1.30.2020

Random Thursday Morning Thoughts



  • I focused on this guy on Monday. He needed to be suspended. ABC didn't disclose the length of the suspension, however.
  • The Iowa Caucasus are in four days and winning has been far more important to the Democrat  than the Republican.  The last four individual Democrats who won Iowa also won the nomination (Gore, Kerry, Obama, Clinton). The last three Republicans to win it did not (Huckabee, Santorum, Cruz.)
  • I'm not issuing a Wise County Coronavirus Warning, but I am issuing There's A Lot Of Wise County Folks Who Are Sick With Something Warning. 
  • A lady who tries to provoke government officials into doing something stupid on camera made a visit to Boyd City Hall the County Annex recently and just posted the video on YouTube. Two cops who were called out remained calm. (There are two other Boyd officers who I would have love to have seen called out to the scene instead.) I understand what she is trying to do, but she sure has a caustic way of going about it.
  • Everyone is entitled to grieve in any way they wish, but it's refreshing to see Kobe Bryant's wife acting like a real human being. Being silent for days. Finally issuing a statement in writing. And keeping away from the cameras.
  • The Bravo Eugenia has landed
  • For most of my life I've thought Alan Dershowitz was a liberal nut. Then he became a right wing nut. Now I think he's just a nut. He got to trend yesterday when he defended Trump at the Impeachment Trial by saying: “If a president does something which he believes will help him get elected in the public interest, that cannot be the kind of quid pro quo that results in impeachment.”
  • Chief Justice Roberts having to read questions from Senators is a little bizarre. Kamala Harris made him to quote some of Trump's Access Hollywood leaked tape (no, not the "grab 'em" part) while Rand Paul tried to get him to name the Whistleblower (Roberts refused.) But Mitt Romney actually asked a legitimate question:
  • This college football hypothetical question and answer made me laugh yesterday just thinking about the visual:

  • Shout out to someone who left a magazine for me in my foyer with the message "He'll like a couple of things." The magazine, The Cattleman, had an article about Ladybird Deeds and another one about the Comanches. Now that's what you call a very faithful, and careful, reader.
  • A coach for a small college has been making the news this week after naming Hitler as someone he would want to have dinner with because of his "leadership" skills. I've been racking my brain trying to remember when I had heard that exact same controversy before. Someone reminded me that then Cincinnati Reds owner Marge Schott got in trouble in 1996 for saying that Hitler "was good in the beginning, but went too far", but I still think I'm missing another story from the past.
  • Yesterday Ted Cruz just made this up.
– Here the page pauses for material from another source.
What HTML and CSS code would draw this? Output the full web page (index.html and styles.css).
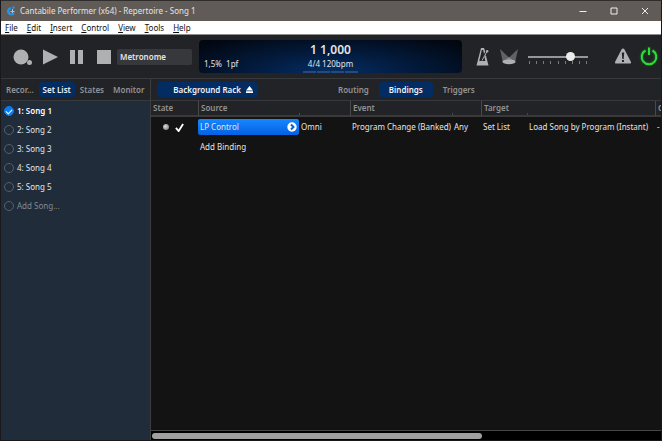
FILE: index.html
```
<!DOCTYPE html>
<html lang="en">
<head>
    <meta charset="UTF-8">
    <meta name="viewport" content="width=device-width, initial-scale=1.0">
    <title>Cantabile Performer</title>
    <link rel="stylesheet" href="styles.css">
</head>
<body>
    <header class="titlebar">
        <svg class="logo" viewBox="0 0 10 10"><path d="M5 1A4.300 4.300 0 1 0 9 7.500L7 6.500A2 2 0 1 1 5 3.300z" fill="#2494e8"/><path d="M4.500 5.500h4M6.500 3v4" fill="none" stroke="#8fd0ff"/><circle cx="7.500" cy="1.500" r="1.200" fill="#2494e8"/></svg>
        <h1>Cantabile Performer (x64) - Repertoire - Song 1</h1>
        <button class="window-btn" aria-label="Minimize"><svg viewBox="0 0 8 8"><path d="M0.500 4.500h7"/></svg></button>
        <button class="window-btn" aria-label="Maximize"><svg viewBox="0 0 8 8"><path d="M1 1h6v6H1z"/></svg></button>
        <button class="window-btn" aria-label="Close"><svg viewBox="0 0 8 8"><path d="M1 1l6 6M7 1L1 7"/></svg></button>
    </header>
    <nav class="menubar">
        <button><u>F</u>ile</button>
        <button><u>E</u>dit</button>
        <button><u>I</u>nsert</button>
        <button><u>C</u>ontrol</button>
        <button><u>V</u>iew</button>
        <button><u>T</u>ools</button>
        <button><u>H</u>elp</button>
    </nav>
    <div class="toolbar">
        <div class="transport">
            <button aria-label="Record"><svg viewBox="0 0 20 18"><circle cx="8" cy="9" r="7.500"/><circle cx="16.500" cy="14.500" r="2.500"/></svg></button>
            <button aria-label="Play"><svg viewBox="0 0 20 18"><path d="M3 1.500v15L18 9z"/></svg></button>
            <button aria-label="Pause"><svg viewBox="0 0 20 18"><path d="M3 2h5v14H3zM11 2h5v14h-5z"/></svg></button>
            <button aria-label="Stop"><svg viewBox="0 0 20 18"><path d="M3 2h14v14H3z"/></svg></button>
        </div>
        <button class="metronome">Metronome</button>
        <div class="display">
            <strong>1 1,000</strong>
            <div class="display-row">
                <span>1,5%&nbsp; 1pf</span>
                <span>4/4 120bpm</span>
                <span></span>
            </div>
            <div class="beats"><i></i><i></i><i></i><i></i></div>
        </div>
        <div class="tools">
            <button aria-label="Metronome sound"><svg viewBox="0 0 18 20"><path d="M8 1h3l1.300 3.500L11 7l-.800-4H8.800L6.300 14h6l-.800-4 1.300-2L15.500 18.500H3.500z"/><path d="M9 13.500l5-9" fill="none" stroke="#aeb0b2"/><circle cx="14.200" cy="4.300" r="1.200"/></svg></button>
            <button aria-label="Lights"><svg viewBox="0 0 18 20"><path d="M0 2l12.500 12L3 16z" fill="#606264"/><path d="M18 2L5.500 14l9.500 2z" fill="#606264"/><path d="M9 10l6 5H3z" fill="#85878a"/><ellipse cx="9" cy="14.800" rx="6.500" ry="2.400"/></svg></button>
        </div>
        <div class="volume">
            <input type="range" min="0" max="100" value="75" aria-label="Volume">
            <div class="ticks"><i></i><i></i><i></i><i></i><i></i><i></i><i></i><i></i><i></i></div>
        </div>
        <div class="status">
            <button aria-label="Panic"><svg viewBox="0 0 18 20"><path fill-rule="evenodd" d="M9 1.500Q10 1.500 10.500 2.500L17 15Q17.500 16.500 16 16.500H2Q.500 16.500 1 15L7.500 2.500Q8 1.500 9 1.500zM7.800 5.500L8.300 12h1.400l.500-6.500zM8 13v2h2v-2z"/></svg></button>
            <button class="power" aria-label="Power"><svg viewBox="0 0 18 20"><path d="M5.500 3.500a7.300 7.300 0 1 0 7 0M9 .500V8"/></svg></button>
        </div>
    </div>
    <div class="workspace">
        <aside class="sidebar">
            <div class="tabs">
                <button>Recor...</button>
                <button class="active">Set List</button>
                <button>States</button>
                <button>Monitor</button>
            </div>
            <div class="songs">
                <label class="current"><input type="radio" name="song" checked>1: Song 1</label>
                <label><input type="radio" name="song">2: Song 2</label>
                <label><input type="radio" name="song">3: Song 3</label>
                <label><input type="radio" name="song">4: Song 4</label>
                <label><input type="radio" name="song">5: Song 5</label>
                <label class="add"><input type="radio" name="song">Add Song...</label>
            </div>
        </aside>
        <main class="main">
            <div class="rack-bar">
                <button class="rack">Background Rack <svg viewBox="0 0 8 8"><path d="M4 0l4 5H0zM0 6h8v2H0z"/></svg></button>
                <div class="views">
                    <button>Routing</button>
                    <button class="active">Bindings</button>
                    <button>Triggers</button>
                </div>
            </div>
            <div class="bindings">
                <table>
                    <colgroup>
                        <col class="c-state"><col class="c-source"><col class="c-channel"><col class="c-event"><col class="c-number"><col class="c-target"><col class="c-action"><col class="c-options">
                    </colgroup>
                    <thead>
                        <tr>
                            <th>State</th>
                            <th class="split">Source</th>
                            <th class="tick"></th>
                            <th class="split">Event</th>
                            <th class="tick"></th>
                            <th class="split">Target</th>
                            <th class="tick"></th>
                            <th class="split">C</th>
                        </tr>
                    </thead>
                    <tbody>
                        <tr>
                            <td><div class="state"><span class="led"></span><svg viewBox="0 0 10 10"><path d="M1 5.500L4 9l5-8"/></svg></div></td>
                            <td class="source"><button class="port">LP Control <svg viewBox="0 0 10 10"><circle cx="5" cy="5" r="4.700"/><path d="M4 2.500L6.500 5 4 7.500"/></svg></button></td>
                            <td>Omni</td>
                            <td>Program Change (Banked)</td>
                            <td>Any</td>
                            <td>Set List</td>
                            <td>Load Song by Program (Instant)</td>
                            <td>-</td>
                        </tr>
                        <tr>
                            <td></td>
                            <td colspan="7">Add Binding</td>
                        </tr>
                    </tbody>
                </table>
            </div>
            <div class="scrollbar"><div class="thumb"></div></div>
        </main>
    </div>
</body>
</html>
```
FILE: styles.css
```
* {
    box-sizing: border-box;
}
body {
    margin: 0;
    height: 100vh;
    display: flex;
    flex-direction: column;
    overflow: hidden;
    border: 1px solid #19191b;
    border-top-color: #302e2d;
    background: #222326;
    color: #e4e4e4;
    font: 8px/12px "Noto Sans", sans-serif;
}
button {
    padding: 0;
    border: 0;
    background: none;
    color: inherit;
    font: inherit;
    white-space: nowrap;
}
svg {
    display: block;
    fill: #aeb0b2;
}
/* Title bar and menu */
.titlebar {
    display: flex;
    align-items: center;
    flex: none;
    height: 20px;
    padding: 0 1px 0 5px;
    background: #605b57;
}
.titlebar h1 {
    flex: 1;
    margin: 0;
    font-size: 8px;
    font-weight: normal;
}
.logo {
    width: 10px;
    height: 10px;
    margin-right: 4px;
}
.window-btn {
    display: flex;
    justify-content: center;
    width: 31px;
}
.window-btn svg {
    width: 8px;
    height: 8px;
    fill: none;
    stroke: #eee;
}
.menubar {
    display: flex;
    flex: none;
    gap: 9px;
    height: 14px;
    padding-left: 4px;
    border-bottom: 1px solid #8c8d8e;
    background: #fff;
    color: #111;
}
/* Transport toolbar */
.toolbar {
    display: flex;
    align-items: center;
    flex: none;
    height: 44px;
    border-bottom: 1px solid #38393c;
}
.transport {
    display: flex;
    gap: 7px;
    padding-left: 12px;
}
.transport svg {
    width: 20px;
    height: 18px;
}
.metronome {
    width: 75px;
    height: 16px;
    margin-left: 3px;
    padding-left: 3px;
    border-radius: 2px;
    background: #37383b;
    font-weight: 600;
    text-align: left;
}
.display {
    flex: 1;
    display: flex;
    flex-direction: column;
    align-items: center;
    height: 33px;
    margin-left: 7px;
    padding-top: 3px;
    border-radius: 4px;
    background: radial-gradient(ellipse at 50% 100%, #052e66 0%, #031c40 40%, #020a17 85%, #02060d 100%);
}
.display strong {
    font-size: 12px;
    line-height: 14px;
    font-weight: 600;
}
.display-row {
    display: grid;
    grid-template-columns: 1fr auto 1fr;
    width: 100%;
    padding: 0 5px;
    line-height: 14px;
}
.beats {
    display: grid;
    grid-template-columns: repeat(4, 13px);
    gap: 1px;
    height: 2px;
}
.beats i {
    background: #274a78;
}
.tools {
    display: flex;
    gap: 9px;
    margin-left: 11px;
}
.tools svg,
.status svg {
    width: 18px;
    height: 20px;
}
.volume {
    width: 60px;
    margin-left: 10px;
    padding-top: 3px;
}
.volume input {
    display: block;
    appearance: none;
    width: 100%;
    height: 8px;
    margin: 0;
    background: linear-gradient(#95979a, #95979a) center / 100% 2px no-repeat;
}
.volume input::-webkit-slider-thumb {
    appearance: none;
    width: 9px;
    height: 9px;
    border-radius: 50%;
    background: #ececec;
}
.ticks {
    display: flex;
    justify-content: space-between;
    padding: 0 1px;
}
.ticks i {
    width: 1px;
    height: 3px;
    background: #77797b;
}
.status {
    display: flex;
    gap: 8px;
    margin: 0 3px 0 26px;
}
.power path {
    fill: none;
    stroke: #2fdc3c;
    stroke-width: 2;
}
.power svg {
    filter: drop-shadow(0 0 1px #128a1c);
}
/* Workspace */
.workspace {
    display: flex;
    flex: 1;
    min-height: 0;
}
.sidebar {
    display: flex;
    flex-direction: column;
    width: 150px;
    border-right: 1px solid #3c3d40;
}
.tabs {
    display: flex;
    align-items: center;
    gap: 1px;
    height: 22px;
    padding-left: 1px;
    border-bottom: 1px solid #38393c;
    color: #929396;
    font-weight: 600;
}
.tabs button,
.views button {
    height: 15px;
    padding: 0 4px;
    border-radius: 3px;
}
.tabs .active,
.views .active,
.rack {
    background: #032c62;
    color: #f0f4fa;
}
.songs {
    flex: 1;
    background: #202c3a;
}
.songs label {
    display: flex;
    align-items: center;
    gap: 3px;
    height: 19px;
    padding-left: 3px;
}
.songs .current {
    color: #fff;
    font-weight: 600;
}
.songs .add {
    color: #84898f;
}
.songs input {
    appearance: none;
    width: 10px;
    height: 10px;
    margin: 0;
    border: 1px solid #56606b;
    border-radius: 50%;
}
.songs input:checked {
    display: flex;
    align-items: center;
    justify-content: center;
    border-color: #087bf0;
    background: #087bf0;
}
.songs input:checked::before {
    content: "";
    width: 5px;
    height: 3px;
    border: solid #fff;
    border-width: 0 0 1px 1px;
    transform: rotate(-45deg);
}
.main {
    flex: 1;
    display: flex;
    flex-direction: column;
    min-width: 0;
    background: #131313;
}
.rack-bar {
    display: flex;
    align-items: center;
    flex: none;
    height: 22px;
    padding-left: 6px;
    border-bottom: 1px solid #38393c;
    background: #222326;
    font-weight: 600;
}
.rack {
    display: flex;
    align-items: center;
    justify-content: flex-end;
    gap: 5px;
    width: 101px;
    height: 15px;
    padding-right: 5px;
    border-radius: 3px;
}
.rack svg {
    width: 7px;
    height: 7px;
    fill: #fff;
}
.views {
    display: flex;
    gap: 6px;
    margin-left: 76px;
    color: #929396;
}
.views .active {
    padding: 0 10px;
}
/* Bindings table */
.bindings {
    flex: 1;
    overflow: hidden;
}
.bindings table {
    width: 100%;
    table-layout: fixed;
    border-collapse: separate;
    border-spacing: 0;
}
.c-state {
    width: 47px;
}
.c-source {
    width: 101px;
}
.c-channel {
    width: 51px;
}
.c-event {
    width: 102px;
}
.c-number {
    width: 29px;
}
.c-target {
    width: 46px;
}
.c-action {
    width: 128px;
}
.bindings th {
    height: 16px;
    padding: 0 2px;
    border-bottom: 2px solid #3a3a3a;
    background: #222326;
    color: #929396;
    font-weight: 600;
    text-align: left;
    overflow: hidden;
}
.bindings .split {
    border-left: 1px solid #48494b;
}
.bindings .tick {
    background: linear-gradient(#48494b, #48494b) left bottom / 1px 2px no-repeat #222326;
}
.bindings td {
    height: 20px;
    padding: 0 2px;
    white-space: nowrap;
}
.bindings .source {
    padding: 0;
}
.state {
    display: flex;
    align-items: center;
    gap: 6px;
    padding-left: 10px;
}
.state svg {
    width: 9px;
    height: 9px;
    fill: none;
    stroke: #fff;
    stroke-width: 2;
}
.led {
    width: 6px;
    height: 6px;
    border-radius: 50%;
    background: radial-gradient(circle at 40% 40%, #ddd, #666);
}
.port {
    display: flex;
    align-items: center;
    justify-content: space-between;
    width: 100%;
    height: 16px;
    padding: 0 2px;
    border-radius: 2px;
    background: linear-gradient(#1787ff, #0460e2);
}
.port svg {
    width: 10px;
    height: 10px;
    fill: #fff;
}
.port path {
    fill: none;
    stroke: #0a5fd4;
    stroke-width: 2;
}
.scrollbar {
    flex: none;
    height: 10px;
    padding: 2px 1px;
    border-top: 1px solid #454545;
    background: #000;
}
.thumb {
    width: 65%;
    height: 6px;
    border-radius: 3px;
    background: #a0a0a0;
}
```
Parnas never got close to the gallery.
  • Legal stuff: I was a little surprised last year when a Texas appellate court reversed a guy's conviction for Evading Arrest With A Vehicle simply because the jury, while deliberating, heard a police siren in the distance. Yesterday, Texas's highest criminal court said, "Uh, we want to take a look at that." 
  • Random history. I can't say I was familiar with this story.  The exact number of those who died is not known, but most put it at around 9,600 with and estimated 5,000 of those being children. Good lord. That dwarfs the Titanic. It was sunk 75 years ago today. 
  • Random Baseball Contract Nugget: Prince Fielder will be paid $24 million dollars this year -- the third year in a row at that amount since he was placed on the disabled list in 2016. (He didn't "retire" because he wouldn't get the money.) Each year the Rangers pay $9 million, the Tigers pay $6 million, and insurance pays the remaining $9 million.  But this is the last year. Question: Is Fielder then eligible for Social Security disability?